Although these statements are the views and desires of the Islamic Republic’s political and military elite, they do not represent the broader Iranian population. For their part, the Iranian people are protesting and bringing the regime’s anti-Israel and revolutionary foreign policy into their crosshairs, chanting “No to Gaza, no to Lebanon, I sacrifice my life for Iran”; “Palestine, Syria, make us miserable”; and “Forget Syria; think about us.”

Yet the transnational and Islamist nature of Iran’s governmental priorities, in contravention of the wishes and values of its citizens, is a design, not a defect, of the Islamic Republic. After all, Khomeini himself was hostile to the concept of nationalism as popularly defined, and said that “nationalist people are of no need to us; Muslim people are.”

For every anti-Israel utterance from the mouths of Iran’s Islamist elite, there is equal chapter and verse, if not more, said about America. “Death to America” is chanted alongside “Death to Israel.” American flags are burned alongside Israeli ones. Iran’s proxies target American military installations across the region with the help of the IRGC, and the IRGC directly harasses American naval vessels in the Persian Gulf and Strait of Hormuz. And as is evident in both the Israeli and American cases, every opportunity afforded to the regime to safely snub or spite its adversary or to escalate against it without incurring serious retribution or ruin is taken.

Under sanctions pressure, Khamenei authorized Iranian diplomats to negotiate directly with America in 2013 by saying Iran needed to show “heroic flexibility” against an adversary. But in the face of unenforced sanctions throughout 2021 and 2022, Khamenei felt comfortable enough to make American diplomats sit in different rooms, or as some analysts have called it, at “the kiddie table,” amid talks to resurrect the 2015 nuclear deal. Clearly, when the balance shifts, the regime grows more aggressive and is able to act on its ideological impulses.
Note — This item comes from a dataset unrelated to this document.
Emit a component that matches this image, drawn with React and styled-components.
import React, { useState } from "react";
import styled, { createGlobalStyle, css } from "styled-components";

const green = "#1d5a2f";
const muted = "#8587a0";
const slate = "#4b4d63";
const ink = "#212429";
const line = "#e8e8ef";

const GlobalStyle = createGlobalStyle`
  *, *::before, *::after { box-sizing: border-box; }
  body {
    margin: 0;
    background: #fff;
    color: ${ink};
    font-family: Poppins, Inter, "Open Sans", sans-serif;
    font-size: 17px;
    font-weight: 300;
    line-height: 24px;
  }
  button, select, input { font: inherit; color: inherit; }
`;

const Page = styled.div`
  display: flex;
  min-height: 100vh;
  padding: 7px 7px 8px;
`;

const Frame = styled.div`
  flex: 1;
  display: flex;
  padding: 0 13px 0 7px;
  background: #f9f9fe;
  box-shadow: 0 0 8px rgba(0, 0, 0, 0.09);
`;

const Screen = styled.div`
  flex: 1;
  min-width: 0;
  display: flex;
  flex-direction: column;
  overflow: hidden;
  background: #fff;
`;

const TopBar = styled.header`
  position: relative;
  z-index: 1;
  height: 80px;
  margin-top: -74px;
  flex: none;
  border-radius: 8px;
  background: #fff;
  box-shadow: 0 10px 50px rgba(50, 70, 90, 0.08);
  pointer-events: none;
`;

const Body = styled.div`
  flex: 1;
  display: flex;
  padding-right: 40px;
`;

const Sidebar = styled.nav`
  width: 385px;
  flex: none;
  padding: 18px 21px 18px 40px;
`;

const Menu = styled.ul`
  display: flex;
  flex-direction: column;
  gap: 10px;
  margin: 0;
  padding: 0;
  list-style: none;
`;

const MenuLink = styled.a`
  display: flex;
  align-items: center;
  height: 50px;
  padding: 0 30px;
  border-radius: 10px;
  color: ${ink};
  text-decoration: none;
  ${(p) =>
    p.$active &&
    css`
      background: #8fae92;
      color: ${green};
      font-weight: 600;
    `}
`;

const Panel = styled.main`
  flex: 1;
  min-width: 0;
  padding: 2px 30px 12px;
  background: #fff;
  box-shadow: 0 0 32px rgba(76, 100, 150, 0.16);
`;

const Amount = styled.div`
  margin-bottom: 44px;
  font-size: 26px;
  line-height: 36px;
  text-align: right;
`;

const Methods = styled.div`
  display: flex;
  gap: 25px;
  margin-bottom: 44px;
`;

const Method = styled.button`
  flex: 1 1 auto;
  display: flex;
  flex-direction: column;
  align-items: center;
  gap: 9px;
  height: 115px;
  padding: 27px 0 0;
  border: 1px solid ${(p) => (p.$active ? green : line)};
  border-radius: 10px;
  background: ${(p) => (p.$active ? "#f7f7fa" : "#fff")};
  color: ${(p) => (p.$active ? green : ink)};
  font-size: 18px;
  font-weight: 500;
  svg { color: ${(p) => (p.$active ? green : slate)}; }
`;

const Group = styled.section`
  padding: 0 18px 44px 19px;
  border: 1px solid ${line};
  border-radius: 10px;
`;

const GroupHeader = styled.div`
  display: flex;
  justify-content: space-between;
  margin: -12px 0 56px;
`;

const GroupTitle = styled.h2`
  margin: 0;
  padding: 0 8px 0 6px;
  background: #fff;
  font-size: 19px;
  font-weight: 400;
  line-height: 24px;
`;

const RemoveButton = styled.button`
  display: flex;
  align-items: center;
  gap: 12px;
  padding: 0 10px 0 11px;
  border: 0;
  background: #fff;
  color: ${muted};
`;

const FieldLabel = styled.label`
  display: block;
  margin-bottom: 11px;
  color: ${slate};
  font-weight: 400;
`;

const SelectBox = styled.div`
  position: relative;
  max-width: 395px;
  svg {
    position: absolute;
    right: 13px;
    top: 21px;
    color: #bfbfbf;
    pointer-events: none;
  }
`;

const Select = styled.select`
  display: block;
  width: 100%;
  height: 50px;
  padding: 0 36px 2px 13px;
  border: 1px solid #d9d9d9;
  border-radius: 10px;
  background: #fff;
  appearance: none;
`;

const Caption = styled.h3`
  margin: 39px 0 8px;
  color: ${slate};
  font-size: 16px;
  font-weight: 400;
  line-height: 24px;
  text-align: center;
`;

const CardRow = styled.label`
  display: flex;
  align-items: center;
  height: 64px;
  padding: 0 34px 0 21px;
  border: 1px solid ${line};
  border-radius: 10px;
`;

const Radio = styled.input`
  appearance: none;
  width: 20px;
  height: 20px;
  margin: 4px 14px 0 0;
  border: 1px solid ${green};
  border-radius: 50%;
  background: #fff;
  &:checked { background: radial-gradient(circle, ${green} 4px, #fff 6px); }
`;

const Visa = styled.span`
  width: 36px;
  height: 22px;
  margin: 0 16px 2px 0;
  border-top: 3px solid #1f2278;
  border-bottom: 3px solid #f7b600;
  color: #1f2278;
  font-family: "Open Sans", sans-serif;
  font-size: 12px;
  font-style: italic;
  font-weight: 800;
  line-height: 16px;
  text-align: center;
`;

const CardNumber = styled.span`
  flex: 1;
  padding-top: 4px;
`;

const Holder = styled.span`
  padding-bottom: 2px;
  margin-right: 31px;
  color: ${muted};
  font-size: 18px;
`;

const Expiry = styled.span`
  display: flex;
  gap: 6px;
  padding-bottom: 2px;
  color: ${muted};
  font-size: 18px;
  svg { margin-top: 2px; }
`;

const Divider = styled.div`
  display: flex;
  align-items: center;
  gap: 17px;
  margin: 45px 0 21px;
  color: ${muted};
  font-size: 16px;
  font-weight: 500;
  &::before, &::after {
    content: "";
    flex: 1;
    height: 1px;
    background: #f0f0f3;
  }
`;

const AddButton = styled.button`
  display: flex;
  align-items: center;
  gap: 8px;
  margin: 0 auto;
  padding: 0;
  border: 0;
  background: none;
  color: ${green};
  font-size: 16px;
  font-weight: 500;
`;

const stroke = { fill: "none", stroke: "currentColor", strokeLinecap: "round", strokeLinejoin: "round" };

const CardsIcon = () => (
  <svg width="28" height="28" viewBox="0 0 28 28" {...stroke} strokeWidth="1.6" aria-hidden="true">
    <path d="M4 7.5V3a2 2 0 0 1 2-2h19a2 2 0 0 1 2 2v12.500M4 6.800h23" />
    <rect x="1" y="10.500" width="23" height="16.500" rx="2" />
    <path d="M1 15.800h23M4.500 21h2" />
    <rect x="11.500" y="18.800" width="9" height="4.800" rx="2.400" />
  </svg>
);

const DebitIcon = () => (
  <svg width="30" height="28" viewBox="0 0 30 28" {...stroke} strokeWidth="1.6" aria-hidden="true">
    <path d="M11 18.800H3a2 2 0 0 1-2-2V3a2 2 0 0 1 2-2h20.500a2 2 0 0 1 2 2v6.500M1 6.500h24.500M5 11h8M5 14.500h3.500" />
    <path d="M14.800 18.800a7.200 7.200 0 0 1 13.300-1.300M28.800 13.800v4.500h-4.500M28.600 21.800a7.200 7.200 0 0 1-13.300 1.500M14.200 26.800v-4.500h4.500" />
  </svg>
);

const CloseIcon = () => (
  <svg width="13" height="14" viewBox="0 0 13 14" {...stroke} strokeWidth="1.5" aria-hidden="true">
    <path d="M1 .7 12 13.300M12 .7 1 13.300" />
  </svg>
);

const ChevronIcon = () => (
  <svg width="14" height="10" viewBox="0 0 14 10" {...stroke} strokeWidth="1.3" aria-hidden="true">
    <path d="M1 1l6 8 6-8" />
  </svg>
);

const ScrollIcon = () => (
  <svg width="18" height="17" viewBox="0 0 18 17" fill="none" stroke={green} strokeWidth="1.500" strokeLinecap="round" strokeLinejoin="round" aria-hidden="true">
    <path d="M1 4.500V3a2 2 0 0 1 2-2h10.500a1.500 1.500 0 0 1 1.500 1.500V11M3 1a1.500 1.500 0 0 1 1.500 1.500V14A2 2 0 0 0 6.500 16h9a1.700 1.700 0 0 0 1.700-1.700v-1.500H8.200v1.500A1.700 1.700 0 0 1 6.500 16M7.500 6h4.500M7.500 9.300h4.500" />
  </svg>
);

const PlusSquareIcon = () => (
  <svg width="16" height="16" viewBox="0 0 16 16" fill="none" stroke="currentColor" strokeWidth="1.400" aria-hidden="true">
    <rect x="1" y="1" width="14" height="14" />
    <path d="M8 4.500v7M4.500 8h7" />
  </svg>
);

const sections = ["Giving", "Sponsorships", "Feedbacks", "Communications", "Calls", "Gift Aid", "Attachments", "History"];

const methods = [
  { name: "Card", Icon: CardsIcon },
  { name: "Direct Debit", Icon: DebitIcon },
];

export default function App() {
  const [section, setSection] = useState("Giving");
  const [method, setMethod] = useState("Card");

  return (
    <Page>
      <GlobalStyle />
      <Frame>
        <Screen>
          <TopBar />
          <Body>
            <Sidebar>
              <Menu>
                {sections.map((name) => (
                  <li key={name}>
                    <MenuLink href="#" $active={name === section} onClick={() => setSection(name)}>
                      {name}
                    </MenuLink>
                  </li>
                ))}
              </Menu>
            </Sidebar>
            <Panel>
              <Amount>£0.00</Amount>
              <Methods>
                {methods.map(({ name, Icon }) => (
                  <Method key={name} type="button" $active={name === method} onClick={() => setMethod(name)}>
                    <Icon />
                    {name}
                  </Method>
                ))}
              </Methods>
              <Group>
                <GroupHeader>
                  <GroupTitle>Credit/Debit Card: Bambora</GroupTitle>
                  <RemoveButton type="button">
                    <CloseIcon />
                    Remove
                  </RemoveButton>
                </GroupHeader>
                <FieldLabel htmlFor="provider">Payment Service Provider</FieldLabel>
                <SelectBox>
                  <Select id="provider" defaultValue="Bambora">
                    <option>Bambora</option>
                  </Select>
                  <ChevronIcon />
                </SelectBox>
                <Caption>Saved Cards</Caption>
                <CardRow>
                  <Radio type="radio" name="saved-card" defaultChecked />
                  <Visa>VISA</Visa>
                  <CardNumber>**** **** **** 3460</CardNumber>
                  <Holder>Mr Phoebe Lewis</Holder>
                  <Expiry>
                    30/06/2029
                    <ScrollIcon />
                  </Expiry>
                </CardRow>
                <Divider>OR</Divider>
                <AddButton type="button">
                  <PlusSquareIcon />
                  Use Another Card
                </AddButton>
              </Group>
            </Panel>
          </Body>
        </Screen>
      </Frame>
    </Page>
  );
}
Therefore, a coherent Iran policy, be it from Washington, Jerusalem, or any other capital finding itself the target of the Islamic Republic’s critiques, should begin not with putting words in the mouths of Iranian leaders, but rather with listening to what is being said and seeing what is being done.

After all, this is exactly the stratagem that U.S. Secretary of State Antony Blinken sought to employ against Putin when the secretary addressed the UN Security Council in New York this February. Say—“with no qualification, equivocation, or deflection—that Russia will not invade Ukraine. State it clearly. State it plainly to the world. And then demonstrate it by sending your troops, your tanks, your planes back to their barracks and hangars and sending your diplomats to the negotiating table,” Blinken said.

Would the Islamic Republic ever state plainly, clearly, and with no qualification that Israel must not be destroyed and that it does not wish death upon America? And then act accordingly? If you are laughing, it means you have been listening to Iranian leaders all along.